Written task: Make an exact transcription of the material, leaving out all images.

********

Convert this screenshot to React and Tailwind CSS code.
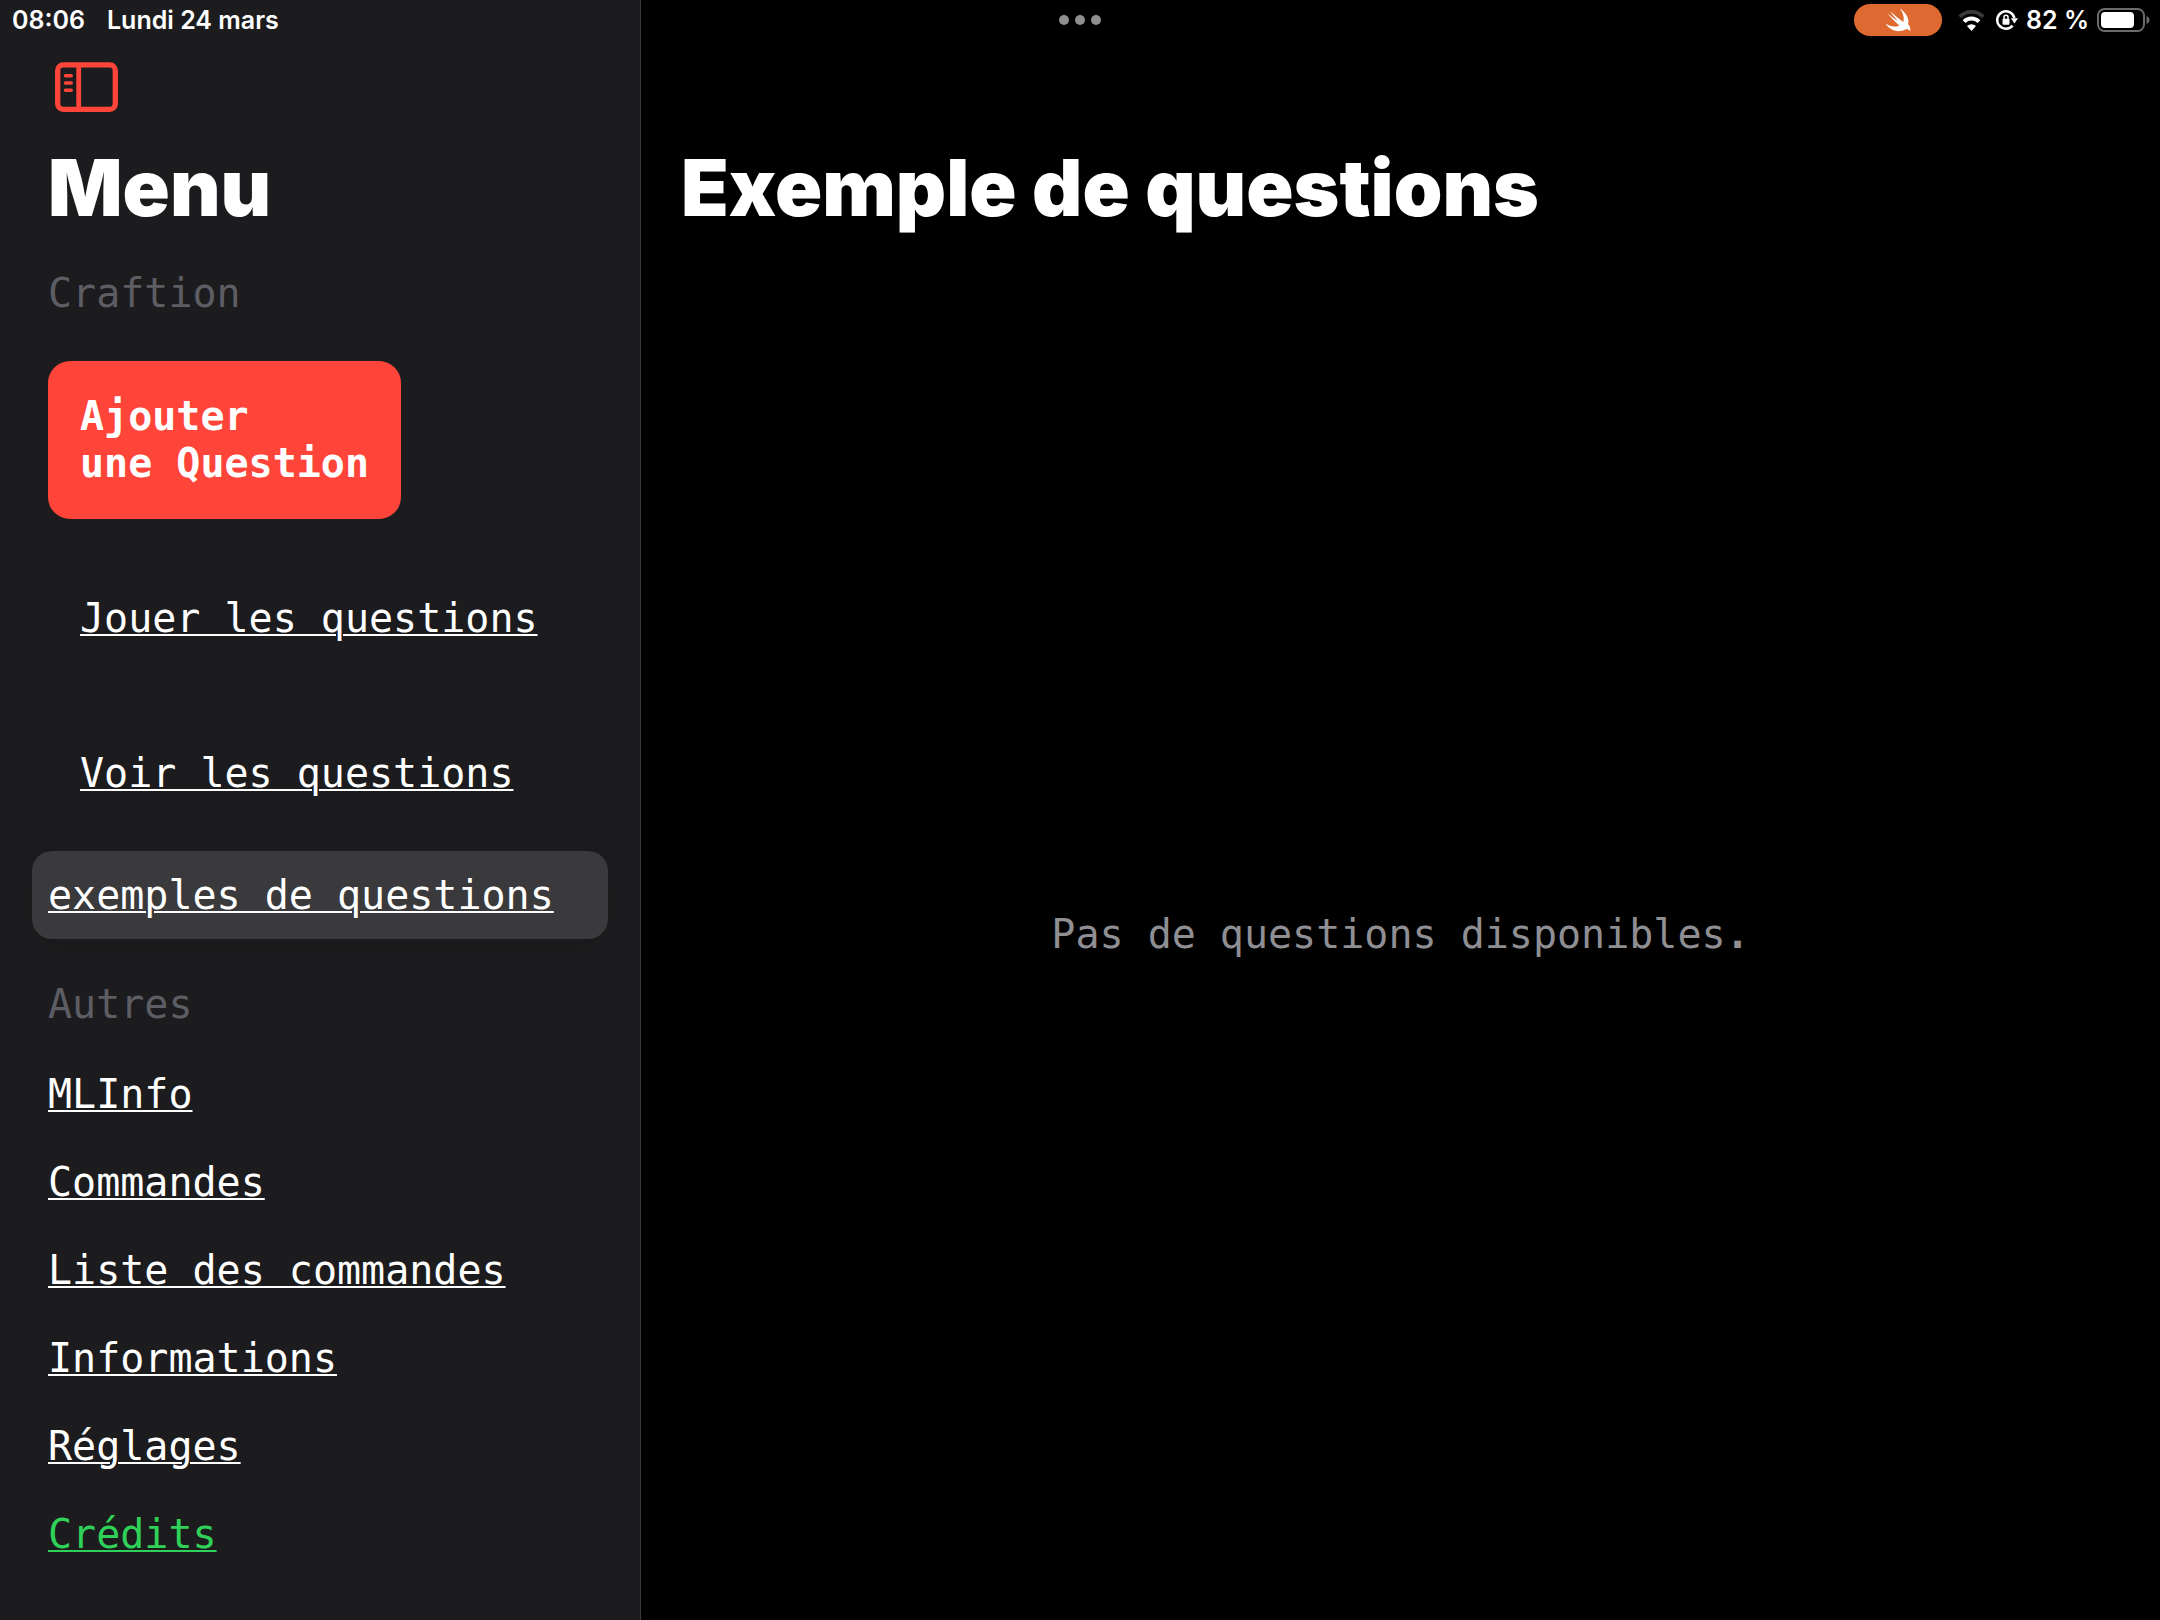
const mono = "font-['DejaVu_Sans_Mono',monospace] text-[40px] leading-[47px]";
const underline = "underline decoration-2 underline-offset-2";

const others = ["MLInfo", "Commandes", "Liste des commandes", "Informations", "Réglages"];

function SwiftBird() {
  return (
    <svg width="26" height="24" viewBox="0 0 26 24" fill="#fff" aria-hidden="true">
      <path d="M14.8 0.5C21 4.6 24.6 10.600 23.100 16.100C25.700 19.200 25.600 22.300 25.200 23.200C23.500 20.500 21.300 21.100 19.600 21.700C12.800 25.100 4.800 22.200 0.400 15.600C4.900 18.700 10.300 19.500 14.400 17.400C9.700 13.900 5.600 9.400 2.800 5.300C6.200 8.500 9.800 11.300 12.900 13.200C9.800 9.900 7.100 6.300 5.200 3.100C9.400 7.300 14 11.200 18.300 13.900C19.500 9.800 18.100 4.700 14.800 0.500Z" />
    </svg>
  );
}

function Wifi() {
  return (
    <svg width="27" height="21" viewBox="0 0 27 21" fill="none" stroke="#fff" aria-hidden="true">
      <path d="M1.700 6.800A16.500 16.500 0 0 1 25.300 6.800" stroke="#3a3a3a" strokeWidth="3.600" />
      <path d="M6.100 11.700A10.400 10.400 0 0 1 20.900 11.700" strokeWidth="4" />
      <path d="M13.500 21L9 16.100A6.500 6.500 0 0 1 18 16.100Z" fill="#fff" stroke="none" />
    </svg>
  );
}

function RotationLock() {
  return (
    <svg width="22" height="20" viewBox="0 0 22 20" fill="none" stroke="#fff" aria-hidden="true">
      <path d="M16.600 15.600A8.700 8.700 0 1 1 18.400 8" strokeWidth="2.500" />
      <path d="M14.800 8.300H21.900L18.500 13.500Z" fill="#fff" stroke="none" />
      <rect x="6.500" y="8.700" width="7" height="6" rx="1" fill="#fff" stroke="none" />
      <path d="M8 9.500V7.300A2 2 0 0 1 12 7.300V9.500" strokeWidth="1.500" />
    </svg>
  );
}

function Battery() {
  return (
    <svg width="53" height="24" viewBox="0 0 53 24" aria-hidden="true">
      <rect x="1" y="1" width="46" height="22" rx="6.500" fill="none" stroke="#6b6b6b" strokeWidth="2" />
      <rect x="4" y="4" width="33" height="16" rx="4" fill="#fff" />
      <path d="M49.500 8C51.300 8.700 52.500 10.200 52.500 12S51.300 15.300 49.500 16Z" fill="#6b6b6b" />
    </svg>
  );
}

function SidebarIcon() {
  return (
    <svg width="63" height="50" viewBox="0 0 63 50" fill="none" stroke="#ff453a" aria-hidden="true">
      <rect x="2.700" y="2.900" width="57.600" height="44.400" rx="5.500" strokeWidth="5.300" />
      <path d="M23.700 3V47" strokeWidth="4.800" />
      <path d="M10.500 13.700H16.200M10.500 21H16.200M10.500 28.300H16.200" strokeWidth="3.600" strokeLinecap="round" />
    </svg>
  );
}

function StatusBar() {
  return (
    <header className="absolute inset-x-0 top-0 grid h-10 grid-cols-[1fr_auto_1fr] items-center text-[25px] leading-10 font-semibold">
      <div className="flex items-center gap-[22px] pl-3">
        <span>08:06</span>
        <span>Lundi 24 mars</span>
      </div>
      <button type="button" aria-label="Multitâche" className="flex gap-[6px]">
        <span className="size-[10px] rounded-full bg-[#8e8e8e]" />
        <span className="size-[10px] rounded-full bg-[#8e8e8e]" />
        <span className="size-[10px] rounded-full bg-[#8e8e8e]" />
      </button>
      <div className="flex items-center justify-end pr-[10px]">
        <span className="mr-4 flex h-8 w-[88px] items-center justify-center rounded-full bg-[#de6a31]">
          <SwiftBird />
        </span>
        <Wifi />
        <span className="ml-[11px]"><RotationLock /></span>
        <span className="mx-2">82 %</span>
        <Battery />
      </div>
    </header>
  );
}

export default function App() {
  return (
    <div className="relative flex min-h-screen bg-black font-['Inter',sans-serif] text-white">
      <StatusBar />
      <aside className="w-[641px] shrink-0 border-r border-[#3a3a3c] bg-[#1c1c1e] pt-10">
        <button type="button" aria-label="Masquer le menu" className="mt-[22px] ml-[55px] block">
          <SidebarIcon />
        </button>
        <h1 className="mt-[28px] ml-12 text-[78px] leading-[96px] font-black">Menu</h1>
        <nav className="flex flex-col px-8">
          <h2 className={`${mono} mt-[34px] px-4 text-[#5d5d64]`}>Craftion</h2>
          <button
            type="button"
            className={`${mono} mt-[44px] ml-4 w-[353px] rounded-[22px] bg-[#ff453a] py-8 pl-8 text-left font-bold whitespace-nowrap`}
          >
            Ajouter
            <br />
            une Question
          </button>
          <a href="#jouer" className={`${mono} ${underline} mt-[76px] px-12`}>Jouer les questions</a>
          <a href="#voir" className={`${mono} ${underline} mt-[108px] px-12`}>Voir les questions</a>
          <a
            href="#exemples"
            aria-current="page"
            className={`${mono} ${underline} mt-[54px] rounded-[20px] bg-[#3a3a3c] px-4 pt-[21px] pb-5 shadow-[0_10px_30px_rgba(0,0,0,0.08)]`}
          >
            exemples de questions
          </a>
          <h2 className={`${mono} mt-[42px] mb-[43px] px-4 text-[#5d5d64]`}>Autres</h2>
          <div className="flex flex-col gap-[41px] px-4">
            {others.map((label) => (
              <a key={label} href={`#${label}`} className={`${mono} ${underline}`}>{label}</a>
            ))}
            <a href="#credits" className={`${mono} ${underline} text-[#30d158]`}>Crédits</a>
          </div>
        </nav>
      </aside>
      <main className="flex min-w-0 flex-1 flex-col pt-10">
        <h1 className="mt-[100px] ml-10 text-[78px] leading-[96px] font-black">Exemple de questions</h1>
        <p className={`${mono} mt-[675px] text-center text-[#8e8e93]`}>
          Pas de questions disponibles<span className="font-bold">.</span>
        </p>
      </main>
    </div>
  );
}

********

The answer:
Convert this screenshot to React and Tailwind CSS code.
const mono = "font-['DejaVu_Sans_Mono',monospace] text-[40px] leading-[47px]";
const underline = "underline decoration-2 underline-offset-2";

const others = ["MLInfo", "Commandes", "Liste des commandes", "Informations", "Réglages"];

function SwiftBird() {
  return (
    <svg width="26" height="24" viewBox="0 0 26 24" fill="#fff" aria-hidden="true">
      <path d="M14.8 0.5C21 4.6 24.6 10.600 23.100 16.100C25.700 19.200 25.600 22.300 25.200 23.200C23.500 20.500 21.300 21.100 19.600 21.700C12.800 25.100 4.800 22.200 0.400 15.600C4.900 18.700 10.300 19.500 14.400 17.400C9.700 13.900 5.600 9.400 2.800 5.300C6.200 8.500 9.800 11.300 12.900 13.200C9.800 9.900 7.100 6.300 5.200 3.100C9.400 7.300 14 11.200 18.300 13.900C19.500 9.800 18.100 4.700 14.800 0.500Z" />
    </svg>
  );
}

function Wifi() {
  return (
    <svg width="27" height="21" viewBox="0 0 27 21" fill="none" stroke="#fff" aria-hidden="true">
      <path d="M1.700 6.800A16.500 16.500 0 0 1 25.300 6.800" stroke="#3a3a3a" strokeWidth="3.600" />
      <path d="M6.100 11.700A10.400 10.400 0 0 1 20.900 11.700" strokeWidth="4" />
      <path d="M13.500 21L9 16.100A6.500 6.500 0 0 1 18 16.100Z" fill="#fff" stroke="none" />
    </svg>
  );
}

function RotationLock() {
  return (
    <svg width="22" height="20" viewBox="0 0 22 20" fill="none" stroke="#fff" aria-hidden="true">
      <path d="M16.600 15.600A8.700 8.700 0 1 1 18.400 8" strokeWidth="2.500" />
      <path d="M14.800 8.300H21.900L18.500 13.500Z" fill="#fff" stroke="none" />
      <rect x="6.500" y="8.700" width="7" height="6" rx="1" fill="#fff" stroke="none" />
      <path d="M8 9.500V7.300A2 2 0 0 1 12 7.300V9.500" strokeWidth="1.500" />
    </svg>
  );
}

function Battery() {
  return (
    <svg width="53" height="24" viewBox="0 0 53 24" aria-hidden="true">
      <rect x="1" y="1" width="46" height="22" rx="6.500" fill="none" stroke="#6b6b6b" strokeWidth="2" />
      <rect x="4" y="4" width="33" height="16" rx="4" fill="#fff" />
      <path d="M49.500 8C51.300 8.700 52.500 10.200 52.500 12S51.300 15.300 49.500 16Z" fill="#6b6b6b" />
    </svg>
  );
}

function SidebarIcon() {
  return (
    <svg width="63" height="50" viewBox="0 0 63 50" fill="none" stroke="#ff453a" aria-hidden="true">
      <rect x="2.700" y="2.900" width="57.600" height="44.400" rx="5.500" strokeWidth="5.300" />
      <path d="M23.700 3V47" strokeWidth="4.800" />
      <path d="M10.500 13.700H16.200M10.500 21H16.200M10.500 28.300H16.200" strokeWidth="3.600" strokeLinecap="round" />
    </svg>
  );
}

function StatusBar() {
  return (
    <header className="absolute inset-x-0 top-0 grid h-10 grid-cols-[1fr_auto_1fr] items-center text-[25px] leading-10 font-semibold">
      <div className="flex items-center gap-[22px] pl-3">
        <span>08:06</span>
        <span>Lundi 24 mars</span>
      </div>
      <button type="button" aria-label="Multitâche" className="flex gap-[6px]">
        <span className="size-[10px] rounded-full bg-[#8e8e8e]" />
        <span className="size-[10px] rounded-full bg-[#8e8e8e]" />
        <span className="size-[10px] rounded-full bg-[#8e8e8e]" />
      </button>
      <div className="flex items-center justify-end pr-[10px]">
        <span className="mr-4 flex h-8 w-[88px] items-center justify-center rounded-full bg-[#de6a31]">
          <SwiftBird />
        </span>
        <Wifi />
        <span className="ml-[11px]"><RotationLock /></span>
        <span className="mx-2">82 %</span>
        <Battery />
      </div>
    </header>
  );
}

export default function App() {
  return (
    <div className="relative flex min-h-screen bg-black font-['Inter',sans-serif] text-white">
      <StatusBar />
      <aside className="w-[641px] shrink-0 border-r border-[#3a3a3c] bg-[#1c1c1e] pt-10">
        <button type="button" aria-label="Masquer le menu" className="mt-[22px] ml-[55px] block">
          <SidebarIcon />
        </button>
        <h1 className="mt-[28px] ml-12 text-[78px] leading-[96px] font-black">Menu</h1>
        <nav className="flex flex-col px-8">
          <h2 className={`${mono} mt-[34px] px-4 text-[#5d5d64]`}>Craftion</h2>
          <button
            type="button"
            className={`${mono} mt-[44px] ml-4 w-[353px] rounded-[22px] bg-[#ff453a] py-8 pl-8 text-left font-bold whitespace-nowrap`}
          >
            Ajouter
            <br />
            une Question
          </button>
          <a href="#jouer" className={`${mono} ${underline} mt-[76px] px-12`}>Jouer les questions</a>
          <a href="#voir" className={`${mono} ${underline} mt-[108px] px-12`}>Voir les questions</a>
          <a
            href="#exemples"
            aria-current="page"
            className={`${mono} ${underline} mt-[54px] rounded-[20px] bg-[#3a3a3c] px-4 pt-[21px] pb-5 shadow-[0_10px_30px_rgba(0,0,0,0.08)]`}
          >
            exemples de questions
          </a>
          <h2 className={`${mono} mt-[42px] mb-[43px] px-4 text-[#5d5d64]`}>Autres</h2>
          <div className="flex flex-col gap-[41px] px-4">
            {others.map((label) => (
              <a key={label} href={`#${label}`} className={`${mono} ${underline}`}>{label}</a>
            ))}
            <a href="#credits" className={`${mono} ${underline} text-[#30d158]`}>Crédits</a>
          </div>
        </nav>
      </aside>
      <main className="flex min-w-0 flex-1 flex-col pt-10">
        <h1 className="mt-[100px] ml-10 text-[78px] leading-[96px] font-black">Exemple de questions</h1>
        <p className={`${mono} mt-[675px] text-center text-[#8e8e93]`}>
          Pas de questions disponibles<span className="font-bold">.</span>
        </p>
      </main>
    </div>
  );
}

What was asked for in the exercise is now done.